▶ [Raw data]
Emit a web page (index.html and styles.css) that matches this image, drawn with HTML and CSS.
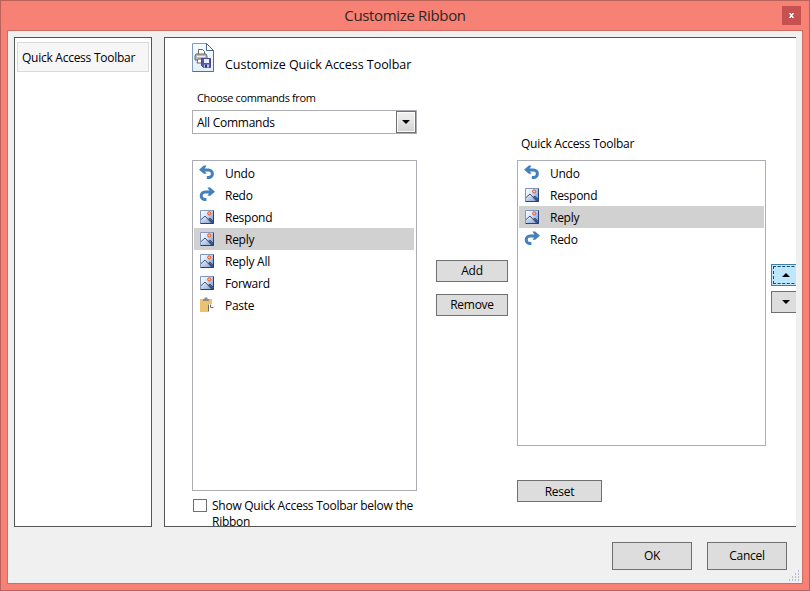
FILE: index.html
```html
<!DOCTYPE html>
<html lang="en">
<head>
<meta charset="utf-8">
<title>Customize Ribbon</title>
<link rel="stylesheet" href="styles.css">
</head>
<body>
<svg class="defs" width="0" height="0">
  <defs>
    <linearGradient id="sky" x1="0" y1="0" x2="1" y2="0.6"><stop offset="0" stop-color="#ffffff"/><stop offset=".5" stop-color="#dce6f6"/><stop offset="1" stop-color="#7f9fd8"/></linearGradient>
    <linearGradient id="hill" x1="0" y1="0" x2="1" y2="1"><stop offset="0" stop-color="#f4f7fc"/><stop offset="1" stop-color="#7c9dd4"/></linearGradient>
    <linearGradient id="sheet" x1="0" y1="0" x2="0" y2="1"><stop offset="0" stop-color="#f4fbfe"/><stop offset="1" stop-color="#e4f0f8"/></linearGradient>
    <symbol id="undo" viewBox="0 0 16 16"><path d="M4.500 4.900H9.600a3.800 3.800 0 0 1 0 7.600H7.800" fill="none" stroke="#4480bb" stroke-width="3"/><path d="M0 4.800 4.800 .5h2.700L5 4.800l2.500 4H4.800z" fill="#4480bb"/></symbol>
    <symbol id="redo" viewBox="0 0 16 16"><path d="M11.500 4.900H6a3.800 3.800 0 0 0 0 7.600H7.400" fill="none" stroke="#4480bb" stroke-width="3"/><path d="M16 4.800 11.200 .5H8.500L11 4.800l-2.500 4h2.700z" fill="#4480bb"/></symbol>
    <symbol id="picture" viewBox="0 0 16 16"><path d="M1 1h14v14H1z" fill="url(#sky)"/><path d="M1.500 11 6 7l3.500 4 1.500-1.500 3.500 3.500v1.500h-13z" fill="url(#hill)"/><path d="M2 10.600 6 7l6.500 7M9 10.500l2-1.400 3.500 3.400" fill="none" stroke="#33476c" stroke-width=".9"/><path d="m9.800 10.700 1.200-1 3.500 3.500v1.300h-1.500z" fill="#324b7e"/><circle cx="10.200" cy="4.400" r="1.600" fill="#ffc19a" stroke="#e3572a"/><path d="M1.500 14.500v-13h13" fill="none" stroke="#8097c2"/><path d="M1.500 14.500h13v-13" fill="none" stroke="#25427e"/></symbol>
    <symbol id="paste" viewBox="0 0 16 16"><path d="M1 2h12v5H9v8H1z" fill="#ebc36e"/><path d="M4 4V2h1.500V.5h3V2H10v2z" fill="#8c8c8c"/><path d="M9 7h3l3 3v5H9z" fill="#fff"/><path d="M9.500 14.500v-7M11.500 7.500v3h3" fill="none" stroke="#73665c"/></symbol>
  </defs>
</svg>
<div class="window">
  <header class="titlebar">
    <h1>Customize Ribbon</h1>
    <button class="close" aria-label="Close"><svg width="5" height="5" viewBox="0 0 5 5"><path d="M.5 0 4.500 5M4.500 0 .5 5" stroke="#fff" stroke-width="1.500"/></svg></button>
  </header>
  <div class="client">
    <div class="panes">
      <nav class="nav"><div class="nav-item">Quick Access Toolbar</div></nav>
      <main class="page">
        <section class="commands">
          <div class="heading">
            <svg width="23" height="30" viewBox="0 0 23 30"><path d="M.5 .5h14l7 7v21H.5z" fill="url(#sheet)" stroke="#7f9cba"/><path d="M21.500 7.500v21H.5" fill="none" stroke="#4f7196"/><path d="M14.500 .5v7h7z" fill="#fff" stroke="#426789"/><path d="M6.500 12V6.500h4l2 2V12" fill="#fff" stroke="#666"/><path d="M4 11h10l1 2v4H3v-4z" fill="#bbb" stroke="#666"/><path d="M5 13.500h8" stroke="#eee"/><path d="M6 16h4v4H5z" fill="#fff" stroke="#666"/><path d="M9.500 15.500h9v9h-7l-2-2z" fill="#5557af" stroke="#45459a"/><path d="M12 16h5v4h-5z" fill="#e8eefb"/><path d="M12 21.500h5v3h-5z" fill="#c4c6df"/><path d="M13 21.500h2v3h-2z" fill="#2b2d75"/></svg>
            <h2>Customize Quick Access Toolbar</h2>
          </div>
          <div class="label">Choose commands from</div>
          <div class="combo"><span>All Commands</span><span class="drop"><svg width="8" height="4" viewBox="0 0 8 4"><path d="M0 0h8L4 4z"/></svg></span></div>
          <ul class="list source">
            <li><svg><use href="#undo"/></svg><span>Undo</span></li>
            <li><svg><use href="#redo"/></svg><span>Redo</span></li>
            <li><svg><use href="#picture"/></svg><span>Respond</span></li>
            <li class="selected"><svg><use href="#picture"/></svg><span>Reply</span></li>
            <li><svg><use href="#picture"/></svg><span>Reply All</span></li>
            <li><svg><use href="#picture"/></svg><span>Forward</span></li>
            <li><svg><use href="#paste"/></svg><span>Paste</span></li>
          </ul>
          <div class="check"><span class="box"></span><span class="check-text">Show Quick Access Toolbar below the Ribbon</span></div>
        </section>
        <div class="transfer"><button>Add</button><button>Remove</button></div>
        <section class="toolbar">
          <div class="toolbar-label">Quick Access Toolbar</div>
          <ul class="list target">
            <li><svg><use href="#undo"/></svg><span>Undo</span></li>
            <li><svg><use href="#picture"/></svg><span>Respond</span></li>
            <li class="selected"><svg><use href="#picture"/></svg><span>Reply</span></li>
            <li><svg><use href="#redo"/></svg><span>Redo</span></li>
          </ul>
          <button class="reset">Reset</button>
        </section>
        <div class="order">
          <button class="focused" aria-label="Move up"><svg width="8" height="4" viewBox="0 0 8 4"><path d="M0 4h8L4 0z"/></svg></button>
          <button aria-label="Move down"><svg width="8" height="4" viewBox="0 0 8 4"><path d="M0 0h8L4 4z"/></svg></button>
        </div>
      </main>
    </div>
    <footer class="actions"><button>OK</button><button>Cancel</button></footer>
    <svg class="grip" width="11" height="11" viewBox="0 0 11 11"><path d="M9 0h1v2H9zM9 3h1v2H9zM6 3h1v2H6zM9 6h1v2H9zM6 6h1v2H6zM3 6h1v2H3zM9 9h1v2H9zM6 9h1v2H6zM3 9h1v2H3zM0 9h1v2H0z" fill="#b4bcd6"/></svg>
  </div>
</div>
</body>
</html>
```
FILE: styles.css
```css
* { box-sizing: border-box; }
body { margin: 0; color: #000; font: 12px/16px "Open Sans", "Noto Sans", sans-serif; letter-spacing: -0.26px; }
h1, h2, ul { margin: 0; padding: 0; font-weight: 400; list-style: none; }
button { display: flex; align-items: center; justify-content: center; padding: 0; border: 1px solid #707070; border-radius: 0; background: #ddd; color: #000; font: inherit; letter-spacing: inherit; }
.defs { position: absolute; }
.window { width: 810px; height: 591px; padding: 0 6px 6px; border: 1px solid #b8625a; background: #f68174; }
.titlebar { display: flex; height: 29px; position: relative; justify-content: center; }
.titlebar h1 { font-size: 15px; line-height: 29px; letter-spacing: -0.34px; color: #2e2625; }
.close { position: absolute; right: 2px; top: 5px; width: 19px; height: 19px; border: 0; background: #c75050; }
.client { position: relative; height: 554px; padding: 6px 6px 0; border: 1px solid #cd6d64; background: #f0f0f0; }
.panes { display: flex; gap: 12px; height: 490px; }
.nav { width: 138px; padding: 4px 2px; border: 1px solid #555; background: #fff; }
.nav-item { height: 30px; padding: 7px 4px; border: 1px solid #dadada; background: #f6f6f6; }
.page { display: flex; flex: 1; min-width: 0; padding-left: 27px; overflow: hidden; border: 1px solid #555; border-right: 0; background: #fff; }
.commands { width: 225px; flex: none; padding-top: 5px; }
.heading { display: flex; gap: 10px; height: 30px; }
.heading h2 { font-size: 12.5px; line-height: 16px; letter-spacing: -0.04px; padding-top: 14px; white-space: nowrap; }
.label { margin-top: 17px; padding-left: 5px; font-size: 11px; line-height: 16px; letter-spacing: -0.38px; }
.combo { display: flex; justify-content: space-between; height: 24px; margin-top: 4px; padding-left: 4px; border: 1px solid #abadb3; line-height: 24px; }
.drop { display: flex; width: 20px; align-items: center; justify-content: center; border: 1px solid #707070; background: linear-gradient(#f2f2f2, #d2d2d2); box-shadow: inset 0 0 0 1px #fafafa; }
.list { padding: 1px; border: 1px solid #abadb3; background: #fff; }
.source { height: 331px; margin-top: 26px; padding-right: 2px; }
.target { height: 286px; margin-top: 8px; }
.list li { display: flex; align-items: center; gap: 10px; height: 22px; padding-left: 5px; }
.list li svg { width: 16px; height: 16px; flex: none; }
.list li span { padding-top: 2px; }
.list li.selected { background: #d1d1d1; }
.check { display: flex; gap: 5px; margin: 7px 0 0 1px; }
.box { flex: none; width: 14px; height: 13px; margin-top: 1px; border: 1px solid #707070; }
.check-text { width: 204px; }
.transfer { display: flex; flex-direction: column; flex: none; width: 72px; gap: 12px; margin: 222px 9px 0 19px; }
.transfer button { height: 22px; }
.toolbar { width: 249px; flex: none; padding-top: 98px; }
.toolbar-label { padding-left: 4px; }
.reset { width: 85px; height: 22px; margin-top: 34px; padding-top: 2px; }
.order { display: flex; flex-direction: column; flex: none; gap: 5px; margin: 226px 0 0 5px; }
.order button { width: 30px; height: 22px; }
.order .focused { border-color: #3c7fb1; background: #bee6fd; outline: 1px dashed #26495f; outline-offset: -3px; }
.actions { display: flex; justify-content: flex-end; gap: 15px; padding: 15px 9px 0 0; }
.actions button { width: 80px; height: 28px; }
.grip { position: absolute; right: 2px; bottom: 2px; }
```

▶ [What is required] Check each line of the data above for the word "index" and say how many lines have it. Give the number alone.

▶ [Task result] 2